Occasionally he passed their sleeping bodies and perceived that their souls were traveling elsewhere. But the souls themselves he could never see. He could not see ghosts or any kind of spirit for that matter. . . . But he knew they were there. They had to be.

And some old awareness came to him, that once as a mortal man, in the temple, he had drunk a strong potion given to him by the priests, and had traveled in the very same way, up out of his body, and into the firmament. The priests had called him back. He had not wanted to come. He was with those among the dead whom he loved. But he had known he must return. That was what was expected of him.

He'd been a human being then, all right. Yes, definitely. He could remember the way the sweat had felt on his naked chest when he lay in the dusty room and they brought the potion to him. Afraid. But then they all had to go through it.

Maybe it was better to be what he was now, and be able to fly about with body and soul together. But not knowing, not really remembering, not understanding how he could do such things or why he lived off the blood of humans-all this caused him intense pain.

In Paris, he went to "vampire" movies, puzzling over what seemed true and what was false. Familiar all this, though much of it was silly. The Vampire Lestat had taken his garments from these old black and white films. Most of the "creatures of the night" wore the same costume--the black cloak, the stiff white shirt, the fine black jacket with tails, the black pants.

Nonsense of course, yet it comforted him. After all, these were blood drinkers, beings who spoke gently, liked poetry, and yet killed mortals all the time.

He bought the vampire comics and cut out certain pictures of beautiful gentlemen blood drinkers like the Vampire Lestat. Maybe he himself should try this lovely costume; again, it would be a comfort. It would make him feel that he was part of something, even if the something didn't really exist.

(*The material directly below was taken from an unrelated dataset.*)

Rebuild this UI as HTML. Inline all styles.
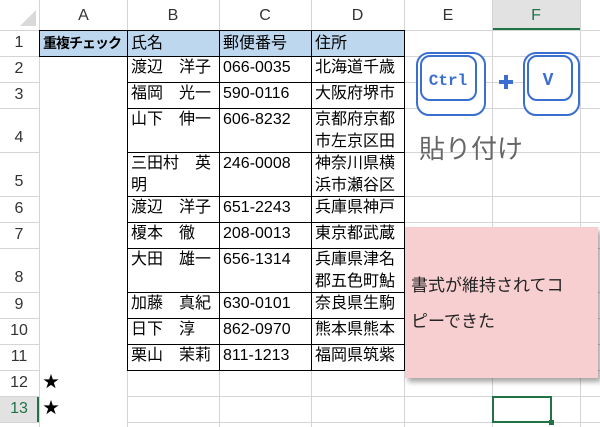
<!DOCTYPE html><html><head><meta charset="utf-8"><style>
body{margin:0;width:600px;height:427px;overflow:hidden;background:#fff;font-family:"Liberation Sans","Noto Sans CJK JP",sans-serif;position:relative}
.a{position:absolute;box-sizing:border-box}
.vl{position:absolute;width:1px;background:#d4d4d4;top:0;height:427px}
.hl{position:absolute;height:1px;background:#d4d4d4;left:0;width:600px}
.ch{position:absolute;top:0;height:30px;line-height:32px;text-align:center;font-size:16px;color:#333}
.rh{position:absolute;left:0;width:38px;text-align:center;font-size:16px;color:#333}
.c{position:absolute;box-sizing:border-box;font-size:16px;color:#000;padding-left:3px;line-height:22px;overflow:hidden;white-space:nowrap}
</style></head><body>
<div class="a" style="left:0;top:0;width:600px;height:30px;background:#fff"></div>
<div class="a" style="left:492px;top:0;width:88px;height:30px;background:#e2e2e2;border-bottom:2px solid #217346"></div>
<div class="a" style="left:0;top:396px;width:39px;height:26px;background:#e2e2e2;border-right:2px solid #217346"></div>
<div class="vl" style="left:39px"></div><div class="vl" style="left:127px"></div><div class="vl" style="left:219px"></div><div class="vl" style="left:311px"></div><div class="vl" style="left:404px"></div><div class="vl" style="left:492px"></div><div class="vl" style="left:580px"></div>
<div class="hl" style="top:30px"></div><div class="hl" style="top:56px"></div><div class="hl" style="top:82px"></div><div class="hl" style="top:108px"></div><div class="hl" style="top:152px"></div><div class="hl" style="top:196px"></div><div class="hl" style="top:222px"></div><div class="hl" style="top:248px"></div><div class="hl" style="top:292px"></div><div class="hl" style="top:318px"></div><div class="hl" style="top:344px"></div><div class="hl" style="top:370px"></div><div class="hl" style="top:396px"></div><div class="hl" style="top:422px"></div>
<div class="a" style="left:40px;top:57px;width:87px;height:370px;background:#fff"></div>
<svg class="a" style="left:20px;top:10px" width="16" height="16"><polygon points="16,0 16,16 0,16" fill="#d9d9d9"/></svg>
<div class="ch" style="left:40px;width:87px">A</div><div class="ch" style="left:127px;width:92px">B</div><div class="ch" style="left:219px;width:92px">C</div><div class="ch" style="left:311px;width:93px">D</div><div class="ch" style="left:404px;width:88px">E</div><div class="ch" style="left:492px;width:88px;color:#217346">F</div>
<div class="rh" style="top:30px;line-height:26px">1</div><div class="rh" style="top:56px;line-height:26px">2</div><div class="rh" style="top:82px;line-height:26px">3</div><div class="rh" style="top:108px;line-height:60px">4</div><div class="rh" style="top:152px;line-height:60px">5</div><div class="rh" style="top:196px;line-height:26px">6</div><div class="rh" style="top:222px;line-height:26px">7</div><div class="rh" style="top:248px;line-height:60px">8</div><div class="rh" style="top:292px;line-height:26px">9</div><div class="rh" style="top:318px;line-height:26px">10</div><div class="rh" style="top:344px;line-height:26px">11</div><div class="rh" style="top:370px;line-height:26px">12</div><div class="rh" style="top:396px;line-height:26px;color:#217346">13</div>
<div class="a" style="left:40px;top:31px;width:364px;height:25px;background:#bdd7ee"></div>
<div class="a" style="left:39px;top:30px;width:89px;height:27px;border:1px solid #000"></div>
<div class="a" style="left:127px;top:30px;width:278px;height:341px;border:1px solid #000"></div>
<div class="a" style="left:219px;top:30px;width:1px;height:341px;background:#000"></div>
<div class="a" style="left:311px;top:30px;width:1px;height:341px;background:#000"></div>
<div class="a" style="left:127px;top:56px;width:278px;height:1px;background:#000;box-shadow:0 26px 0 #000,0 52px 0 #000,0 96px 0 #000,0 140px 0 #000,0 166px 0 #000,0 192px 0 #000,0 236px 0 #000,0 262px 0 #000,0 288px 0 #000"></div>
<div class="c" style="left:40px;top:31px;letter-spacing:-1px;font-weight:bold;font-size:14px;line-height:25px">重複チェック</div>
<div class="c" style="left:128px;top:31px;line-height:25px">氏名</div><div class="c" style="left:220px;top:31px;line-height:25px">郵便番号</div><div class="c" style="left:312px;top:31px;line-height:25px">住所</div>
<div class="c" style="left:128px;top:57px;width:90px">渡辺　洋子</div><div class="c" style="left:220px;top:57px">066-0035</div><div class="c" style="left:312px;top:57px;width:92px">北海道千歳</div>
<div class="c" style="left:128px;top:83px">福岡　光一</div><div class="c" style="left:220px;top:83px">590-0116</div><div class="c" style="left:312px;top:83px;width:92px">大阪府堺市</div>
<div class="c" style="left:128px;top:109px">山下　伸一</div><div class="c" style="left:220px;top:109px">606-8232</div><div class="c" style="left:312px;top:109px;width:92px">京都府京都<br>市左京区田</div>
<div class="c" style="left:128px;top:153px;width:91px">三田村　英<br>明</div><div class="c" style="left:220px;top:153px">246-0008</div><div class="c" style="left:312px;top:153px;width:92px">神奈川県横<br>浜市瀬谷区</div>
<div class="c" style="left:128px;top:197px">渡辺　洋子</div><div class="c" style="left:220px;top:197px">651-2243</div><div class="c" style="left:312px;top:197px;width:92px">兵庫県神戸</div>
<div class="c" style="left:128px;top:223px">榎本　徹</div><div class="c" style="left:220px;top:223px">208-0013</div><div class="c" style="left:312px;top:223px;width:92px">東京都武蔵</div>
<div class="c" style="left:128px;top:249px">大田　雄一</div><div class="c" style="left:220px;top:249px">656-1314</div><div class="c" style="left:312px;top:249px;width:92px">兵庫県津名<br>郡五色町鮎</div>
<div class="c" style="left:128px;top:293px">加藤　真紀</div><div class="c" style="left:220px;top:293px">630-0101</div><div class="c" style="left:312px;top:293px;width:92px">奈良県生駒</div>
<div class="c" style="left:128px;top:319px">日下　淳</div><div class="c" style="left:220px;top:319px">862-0970</div><div class="c" style="left:312px;top:319px;width:92px">熊本県熊本</div>
<div class="c" style="left:128px;top:345px">栗山　茉莉</div><div class="c" style="left:220px;top:345px">811-1213</div><div class="c" style="left:312px;top:345px;width:92px">福岡県筑紫</div>
<div class="c" style="left:40px;top:372px;font-size:16px">★</div><div class="c" style="left:40px;top:398px;font-size:16px">★</div>
<div class="a" style="left:492px;top:396px;width:60px;height:27px;border:2px solid #217346"></div>
<div class="a" style="left:549px;top:420px;width:5px;height:5px;background:#217346"></div>
<svg class="a" style="left:410px;top:48px" width="180" height="72">
<rect x="7" y="5" width="68" height="62" rx="12" fill="#fff" stroke="#3a6fd0" stroke-width="2"/>
<rect x="11" y="8" width="55" height="44" rx="9" fill="#fff" stroke="#3a6fd0" stroke-width="2"/>
<text x="38" y="37" text-anchor="middle" font-family="Liberation Mono,monospace" font-size="16" font-weight="bold" fill="#3a6fd0">Ctrl</text>
<path d="M89 34h14M96 27v14" stroke="#3a6fd0" stroke-width="4"/>
<rect x="114" y="5" width="55" height="62" rx="12" fill="#fff" stroke="#3a6fd0" stroke-width="2"/>
<rect x="118" y="8" width="44" height="44" rx="9" fill="#fff" stroke="#3a6fd0" stroke-width="2"/>
<text x="138" y="37" text-anchor="middle" font-family="Liberation Mono,monospace" font-size="18" font-weight="bold" fill="#3a6fd0">V</text>
</svg>
<div class="a" style="left:419px;top:132px;font-size:26px;color:#666;line-height:34px">貼り付け</div>
<div class="a" style="left:405px;top:227px;width:193px;height:151px;background:#f8cfd0;box-shadow:3px 4px 5px rgba(0,0,0,.35);font-size:17px;color:#222;padding:41px 0 0 6px;line-height:36px;white-space:nowrap">書式が維持されてコ<br>ピーできた</div>
</body></html>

In London, past midnight in a darkened store, he found his vampire clothes. Coat and pants, and shining patent leather shoes; a shirt as stiff as new papyrus with a white silk tie. And oh, the black velvet cloak, magnificent, with its lining of white satin; it hung down to the very floor.

He did graceful turns before the mirrors. How the Vampire Lestat would have envied him, and to think, he, Khayman, was no human pretending; he was real. He brushed out his thick black hair for the first time. He found perfumes and unguents in glass cases and anointed himself properly for a grand evening. He found rings and cuff links of gold.